CIA collecting data on money
The Central Intelligence Agency is collecting records of international money transfers under the same law that the National Security Agency (NSA) uses to collect Americans’ phone and Internet records, the New York Times and Wall Street Journal reported on Thursday. The data, which includes records from companies such as Western Union Co, is part of a database of financial and personal information authorized under the Patriot Act, the newspapers reported, citing unnamed current and former government officials. The scope of data collection by the government became public earlier this year after former NSA contractor Edward Snowden leaked documents describing how the government collects far more Internet and telephone data than previously known.
Somalian men sentenced
The last of the Somalians convicted of killing four Americans aboard a yacht sailing off the Horn of Africa in 2011 have been sentenced in federal court to multiple life sentences, authorities said on Thursday. Prosecutors originally sought the death penalty, but the jury that found the men guilty in July of piracy, hijacking and murder recommended life sentences instead. The victims were retiree Scott Adam, 70, of Marina del Rey, California, with his wife, Jean Adam, and two friends, Phyllis Macay and Robert Riggle of Seattle. They were sailing around the world distributing Bibles. The Somalians boarded the yacht on Feb. 18, 2011. In the District Court, Abukar Osman Beyle, 33, Shani Nurani Shiekh Abrar, 31, and Ahmed Muse Salad, 27, were each given 21 life prison sentences, plus 30 years, this week, according to a statement from acting Attorney for the Eastern District of Virginia Dana Boente.
Seized ivory crushed
Officials on Thursday destroyed more than 6 tonnes of confiscated ivory tusks, carvings and jewelry — the bulk of the US “blood ivory” stockpile — and urged other nations to follow suit to fight a US$10 billion global trade that slaughters tens of thousands of elephants each year. Thousands of ivory items accumulated over the past 25 years were piled into a large pyramid-shaped mound, then dumped into a steel rock crusher that pulverized it all into dust and tiny chips at the National Wildlife Property Repository just north of Denver. The items were seized from smugglers, traders and tourists at ports of entry after a global ban on the ivory trade took effect in 1989.
Teacher to plead guilty
A former Los Angeles teacher charged with blindfolding students and spoon-feeding them cookies laced with his semen has agreed to plead no contest to all charges, an attorney for some of the victims said on Thursday. Mark Berndt planned to enter the legal equivalent of guilty pleas to 23 charges at a hearing yesterday, said John Manly, an attorney who represents 30 students and their parents.
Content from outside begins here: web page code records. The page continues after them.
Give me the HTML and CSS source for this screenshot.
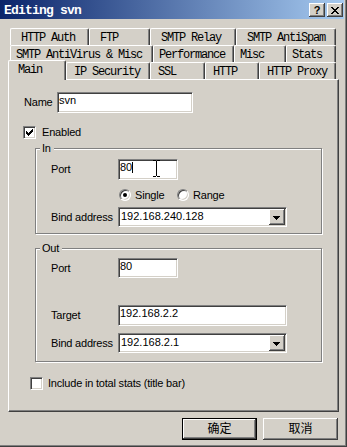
FILE: index.html
```html
<!DOCTYPE html>
<html>
<head>
<meta charset="utf-8">
<title>Editing svn</title>
<link rel="stylesheet" href="styles.css">
</head>
<body>
<div class="window">
  <div class="titlebar">
    <span class="title">Editing svn</span>
    <div class="tbtns">
      <span class="tbtn help">?</span>
      <span class="tbtn close"><svg width="8" height="7" viewBox="0 0 8 7"><path fill="#000" d="M0 0h2v1H0zM6 0h2v1H6zM1 1h2v1H1zM5 1h2v1H5zM2 2h4v1H2zM3 3h2v1H3zM2 4h4v1H2zM1 5h2v1H1zM5 5h2v1H5zM0 6h2v1H0zM6 6h2v1H6z"/></svg></span>
    </div>
  </div>

  <div class="tabs">
    <div class="tabrow r1">
      <span class="tab t-auth">HTTP Auth</span>
      <span class="tab t-ftp">FTP</span>
      <span class="tab t-relay">SMTP Relay</span>
      <span class="tab t-spam">SMTP AntiSpam</span>
    </div>
    <div class="tabrow r2">
      <span class="tab t-virus">SMTP AntiVirus &amp; Misc</span>
      <span class="tab t-perf">Performance</span>
      <span class="tab t-misc">Misc</span>
      <span class="tab t-stats">Stats</span>
    </div>
    <div class="tabrow r3">
      <span class="tab t-main sel">Main</span>
      <span class="tab t-ipsec">IP Security</span>
      <span class="tab t-ssl">SSL</span>
      <span class="tab t-http">HTTP</span>
      <span class="tab t-proxy">HTTP Proxy</span>
    </div>
  </div>

  <div class="panel">
    <div class="name-row">
      <span class="lbl lbl-name">Name</span>
      <div class="edit w-name">svn</div>
    </div>

    <div class="check-row enabled-row">
      <span class="check"><svg width="7" height="7" viewBox="0 0 7 7"><path fill="#000" d="M0 2h1v3H0zM1 3h1v3H1zM2 4h1v3H2zM3 3h1v3H3zM4 2h1v3H4zM5 1h1v3H5zM6 0h1v3H6z"/></svg></span>
      <span class="lbl">Enabled</span>
    </div>

    <div class="group g-in">
      <span class="lbl legend">In</span>
      <div class="grow port-in">
        <span class="lbl col">Port</span>
        <div class="edit w-port h21 cursor-host">80<span class="caret"></span><svg class="ibeam" width="7" height="17" viewBox="0 0 7 17"><path stroke="#000" stroke-width="1" fill="none" d="M0 0.5H3M4 0.5H7M3.5 1V16M0 16.5H3M4 16.5H7"/></svg></div>
      </div>
      <div class="radios">
        <span class="ritem r-single"><span class="radio on"></span><span class="lbl">Single</span></span>
        <span class="ritem"><span class="radio"></span><span class="lbl">Range</span></span>
      </div>
      <div class="grow bind-in">
        <span class="lbl col">Bind address</span>
        <div class="combo"><span class="combo-text">192.168.240.128</span><span class="drop"><svg width="7" height="4" viewBox="0 0 7 4"><path fill="#000" d="M0 0h7v1H6v1H5v1H4v1H3V3H2V2H1V1H0z"/></svg></span></div>
      </div>
    </div>

    <div class="group g-out">
      <span class="lbl legend">Out</span>
      <div class="grow port-out">
        <span class="lbl col">Port</span>
        <div class="edit w-port h20">80</div>
      </div>
      <div class="grow target-row">
        <span class="lbl col">Target</span>
        <div class="edit w-target h21">192.168.2.2</div>
      </div>
      <div class="grow bind-out">
        <span class="lbl col">Bind address</span>
        <div class="combo"><span class="combo-text">192.168.2.1</span><span class="drop"><svg width="7" height="4" viewBox="0 0 7 4"><path fill="#000" d="M0 0h7v1H6v1H5v1H4v1H3V3H2V2H1V1H0z"/></svg></span></div>
      </div>
    </div>

    <div class="check-row include-row">
      <span class="check"></span>
      <span class="lbl">Include in total stats (title bar)</span>
    </div>
  </div>

  <div class="buttons">
    <span class="btn default"><span class="btn-in">确定</span></span>
    <span class="btn"><span class="btn-in">取消</span></span>
  </div>
</div>
</body>
</html>
```

FILE: styles.css
```css
* { box-sizing: border-box; }

html, body {
  margin: 0;
  padding: 0;
}

body {
  width: 347px;
  height: 447px;
  overflow: hidden;
  background: #d4d0c8;
  font-family: "Liberation Sans", Arial, sans-serif;
  font-size: 11px;
  color: #000;
}

.window {
  width: 347px;
  height: 447px;
  background: #d4d0c8;
  box-shadow: inset -1px -1px 0 #404040, inset -2px -2px 0 #808080;
  display: flex;
  flex-direction: column;
}

/* ---------- title bar ---------- */
.titlebar {
  height: 19px;
  margin-right: 3px;
  background: linear-gradient(to right, #0a246a, #a6caf0);
  display: flex;
  align-items: flex-start;
  flex: none;
}

.title {
  color: #fff;
  font-family: "Liberation Mono", monospace;
  font-weight: bold;
  font-size: 13px;
  letter-spacing: -0.8px;
  line-height: 16px;
  padding: 3px 0 0 4px;
  white-space: pre;
}

.tbtns {
  margin: 3px 1px 0 auto;
  display: flex;
  gap: 2px;
}

.tbtn {
  width: 16px;
  height: 14px;
  background: #d4d0c8;
  box-shadow: inset -1px -1px 0 #404040, inset 1px 1px 0 #fff, inset -2px -2px 0 #808080;
  display: flex;
  align-items: center;
  justify-content: center;
  font-family: "Liberation Sans", Arial, sans-serif;
  font-weight: bold;
  font-size: 11px;
  line-height: 11px;
  color: #000;
}

.tbtn.help { padding-top: 1px; }

/* ---------- tabs ---------- */
.tabs {
  margin-top: 9px;
  display: flex;
  flex-direction: column;
  flex: none;
}

.tabrow {
  display: flex;
  align-items: flex-start;
  height: 17px;
  padding-left: 10px;
}

.tab {
  flex: none;
  height: 17px;
  border-top: 1px solid #fff;
  border-left: 1px solid #fff;
  border-right: 1px solid #404040;
  border-radius: 2px 2px 0 0;
  box-shadow: inset -1px 0 0 #808080;
  background: #d4d0c8;
  font-family: "Liberation Mono", monospace;
  font-size: 12px;
  letter-spacing: -1.2px;
  line-height: 13px;
  padding-top: 3px;
  white-space: pre;
  overflow: hidden;
}

.r1 .tab { padding-left: 10px; }
.r2 .tab { padding-left: 5px; }
.r3 .tab { padding-left: 7px; }

.t-auth { width: 79px; }
.t-ftp { width: 61px; }
.t-relay { width: 86px; }
.t-spam { width: 100px; }

.t-virus { width: 143px; }
.t-perf { width: 81px; }
.t-misc { width: 52px; }
.t-stats { width: 50px; }

.t-main { width: 56px; }
.t-ipsec { width: 84px; }
.t-ssl { width: 55px; }
.t-http { width: 54px; }
.t-proxy { width: 77px; }

.r3 .tab.sel {
  position: relative;
  z-index: 1;
  width: 58px;
  height: 20px;
  margin: -2px 0 -1px -2px;
  padding-left: 9px;
}

/* ---------- panel ---------- */
.panel {
  flex: none;
  margin-left: 8px;
  width: 331px;
  height: 333px;
  border-top: 1px solid #fff;
  border-left: 1px solid #fff;
  border-right: 1px solid #404040;
  border-bottom: 1px solid #404040;
  box-shadow: inset -1px -1px 0 #808080;
  display: flex;
  flex-direction: column;
  align-items: flex-start;
}

.lbl {
  line-height: 13px;
  letter-spacing: -0.2px;
  white-space: nowrap;
}

.name-row {
  margin: 12px 0 0 15px;
  display: flex;
  align-items: center;
  height: 21px;
}

.lbl-name { width: 33px; }

.edit {
  position: relative;
  height: 21px;
  background: #fff;
  border: 1px solid;
  border-color: #808080 #fff #fff #808080;
  box-shadow: inset 1px 1px 0 #404040, inset -1px -1px 0 #d4d0c8;
  line-height: 13px;
  padding: 1px 0 0 1px;
  white-space: nowrap;
  overflow: hidden;
}

.h21 { height: 21px; }
.h20 { height: 20px; }

.w-name { width: 136px; }
.w-port { width: 60px; }
.w-target { width: 169px; }

.caret {
  display: inline-block;
  width: 1px;
  height: 11px;
  background: #000;
  vertical-align: -2px;
}

.ibeam {
  position: absolute;
  left: 34px;
  top: 0;
}

.check-row {
  display: flex;
  align-items: center;
  gap: 6px;
  height: 13px;
}

.enabled-row { margin: 13px 0 0 14px; }
.include-row { margin: 15px 0 0 21px; gap: 5px; }

.check {
  flex: none;
  width: 13px;
  height: 13px;
  border: 1px solid;
  border-color: #808080 #fff #fff #808080;
  box-shadow: inset 1px 1px 0 #404040, inset -1px -1px 0 #d4d0c8;
  background: #fff;
  padding: 2px;
  display: flex;
}

/* ---------- group boxes ---------- */
.group {
  width: 287px;
  margin-left: 26px;
  border: 1px solid #808080;
  box-shadow: 1px 1px 0 #fff, inset 1px 1px 0 #fff;
  display: flex;
  flex-direction: column;
  align-items: flex-start;
}

.g-in { margin-top: 9px; padding-bottom: 6px; }
.g-out { margin-top: 14px; padding-bottom: 8px; }

.legend {
  margin: -7px 0 0 4px;
  padding: 0 3px 0 2px;
  background: #d4d0c8;
}

.grow {
  display: flex;
  align-items: center;
  margin-left: 15px;
}

.col { width: 67px; }

.port-in { margin-top: 4px; }
.bind-in { margin-top: 6px; }
.port-out { margin-top: 3px; }
.target-row { margin-top: 27px; }
.bind-out { margin-top: 7px; }

.radios {
  margin: 9px 0 0 83px;
  display: flex;
  align-items: center;
  height: 12px;
}

.ritem {
  display: flex;
  align-items: center;
  gap: 4px;
}

.r-single { width: 58px; }

.radio {
  flex: none;
  width: 12px;
  height: 12px;
  border-radius: 50%;
  border: 1px solid;
  border-color: #808080 #fff #fff #808080;
  box-shadow: inset 1px 1px 0 #404040, inset -1px -1px 0 #d4d0c8;
  background: #fff;
  display: flex;
  align-items: center;
  justify-content: center;
}

.radio.on::after {
  content: "";
  width: 4px;
  height: 4px;
  border-radius: 50%;
  background: #000;
}

.combo {
  width: 169px;
  height: 20px;
  background: #fff;
  border: 1px solid;
  border-color: #808080 #fff #fff #808080;
  box-shadow: inset 1px 1px 0 #404040, inset -1px -1px 0 #d4d0c8;
  padding: 1px 1px 1px 1px;
  display: flex;
  align-items: flex-start;
}

.combo-text {
  flex: 1;
  line-height: 13px;
  padding: 1px 0 0 1px;
  white-space: nowrap;
}

.drop {
  flex: none;
  width: 16px;
  height: 16px;
  background: #d4d0c8;
  box-shadow: inset -1px -1px 0 #404040, inset 1px 1px 0 #fff, inset -2px -2px 0 #808080;
  display: flex;
  align-items: center;
  justify-content: center;
  padding: 1px 1px 0 0;
}

/* ---------- buttons ---------- */
.buttons {
  display: flex;
  justify-content: flex-end;
  gap: 6px;
  margin-top: 6px;
  padding-right: 9px;
}

.btn {
  width: 75px;
  height: 22px;
  display: flex;
  background: #d4d0c8;
}

.btn-in {
  flex: 1;
  display: flex;
  align-items: center;
  justify-content: center;
  box-shadow: inset -1px -1px 0 #404040, inset 1px 1px 0 #fff, inset -2px -2px 0 #808080;
  font-family: "Liberation Sans", "Noto Sans CJK SC", sans-serif;
  font-size: 12px;
  line-height: 14px;
}

.btn.default {
  border: 1px solid #000;
}
```
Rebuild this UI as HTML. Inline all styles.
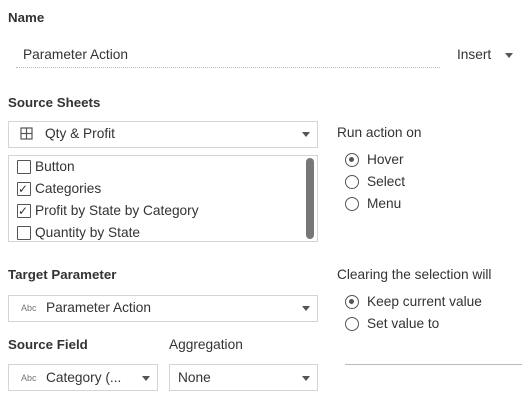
<!DOCTYPE html>
<html><head><style>
body{margin:0;width:522px;height:402px;background:#fff;position:relative;overflow:hidden;font-family:"Liberation Sans",sans-serif;color:#333;font-size:13.7px}
.a{position:absolute;white-space:nowrap;line-height:16px}
.b{font-weight:bold;color:#333;font-size:13.3px}
.box{position:absolute;border:1px solid #d4d4d4;box-sizing:border-box;background:#fff}
.arr{position:absolute;width:0;height:0;border-left:4px solid transparent;border-right:4px solid transparent;border-top:5px solid #555}
.rad{position:absolute;width:14px;height:14px;border:1.3px solid #555;border-radius:50%;box-sizing:border-box}
.rad.on::after{content:"";position:absolute;left:3px;top:3px;width:5.4px;height:5.4px;border-radius:50%;background:#555}
.cb{position:absolute;left:17px;width:14px;height:14px;border:1px solid #555;box-sizing:border-box;border-radius:1px}
.abc{font-size:9px;color:#777}
</style></head><body>
<div class="a b" style="left:8px;top:10px">Name</div>
<div class="a" style="left:23px;top:47px">Parameter Action</div>
<div style="position:absolute;left:16px;top:67px;width:424px;border-top:1px dotted #bbb"></div>
<div class="a" style="left:457px;top:47px">Insert</div>
<div class="arr" style="left:505px;top:53px"></div>
<div class="a b" style="left:8px;top:95px">Source Sheets</div>

<div class="box" style="left:8px;top:121px;width:310px;height:27px"></div>
<svg class="a" style="left:20px;top:127px" width="13" height="13" viewBox="0 0 13 13"><rect x="1" y="1" width="11" height="11" fill="none" stroke="#555" stroke-width="1.2"/><line x1="6.5" y1="1" x2="6.5" y2="12" stroke="#555" stroke-width="1.2"/><line x1="1" y1="6.5" x2="12" y2="6.5" stroke="#555" stroke-width="1.2"/></svg>
<div class="a" style="left:45px;top:126px">Qty &amp; Profit</div>
<div class="arr" style="left:302px;top:132px"></div>

<div class="box" style="left:8px;top:155px;width:310px;height:87px"></div>
<div style="position:absolute;left:306px;top:158px;width:8px;height:81px;border-radius:4px;background:#777"></div>
<div class="cb" style="top:160px"></div><div class="a" style="left:35px;top:159px">Button</div>
<div class="cb" style="top:182px"></div><div class="a" style="left:18px;top:181px;font-size:12px">✓</div><div class="a" style="left:35px;top:181px">Categories</div>
<div class="cb" style="top:204px"></div><div class="a" style="left:18px;top:203px;font-size:12px">✓</div><div class="a" style="left:35px;top:203px">Profit by State by Category</div>
<div class="cb" style="top:226px"></div><div class="a" style="left:35px;top:225px">Quantity by State</div>

<div class="a" style="left:337px;top:125px">Run action on</div>
<div class="rad on" style="left:345px;top:153px"></div><div class="a" style="left:367px;top:152px">Hover</div>
<div class="rad" style="left:345px;top:175px"></div><div class="a" style="left:367px;top:174px">Select</div>
<div class="rad" style="left:345px;top:197px"></div><div class="a" style="left:367px;top:196px">Menu</div>

<div class="a b" style="left:8px;top:267px">Target Parameter</div>
<div class="a" style="left:337px;top:267px">Clearing the selection will</div>
<div class="box" style="left:8px;top:295px;width:310px;height:27px"></div>
<div class="a abc" style="left:21px;top:300px">Abc</div>
<div class="a" style="left:46px;top:300px">Parameter Action</div>
<div class="arr" style="left:302px;top:306px"></div>
<div class="rad on" style="left:345px;top:295px"></div><div class="a" style="left:367px;top:294px">Keep current value</div>
<div class="rad" style="left:345px;top:317px"></div><div class="a" style="left:367px;top:316px">Set value to</div>

<div class="a b" style="left:8px;top:337px">Source Field</div>
<div class="a" style="left:169px;top:337px">Aggregation</div>
<div style="position:absolute;left:345px;top:364px;width:177px;border-top:1px solid #bbb"></div>
<div class="box" style="left:8px;top:364px;width:150px;height:27px"></div>
<div class="a abc" style="left:21px;top:370px">Abc</div>
<div class="a" style="left:46px;top:370px">Category (...</div>
<div class="arr" style="left:142px;top:376px"></div>
<div class="box" style="left:169px;top:364px;width:149px;height:27px"></div>
<div class="a" style="left:178px;top:370px">None</div>
<div class="arr" style="left:302px;top:376px"></div>
</body></html>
Berndt taught at the South Los Angeles school for more than 30 years. The allegations against him came to light when a drugstore photo technician noticed dozens of odd photos of blindfolded third-graders and reported them to authorities. Investigators said they discovered a plastic spoon in Berndt’s classroom trash bin. Tests found traces of semen on it. Dozens of lawsuits and claims were filed on behalf of victims. School district spokesman Sean Rossall said 63 cases have been settled for a total of US$29.5 million, and 71 are pending.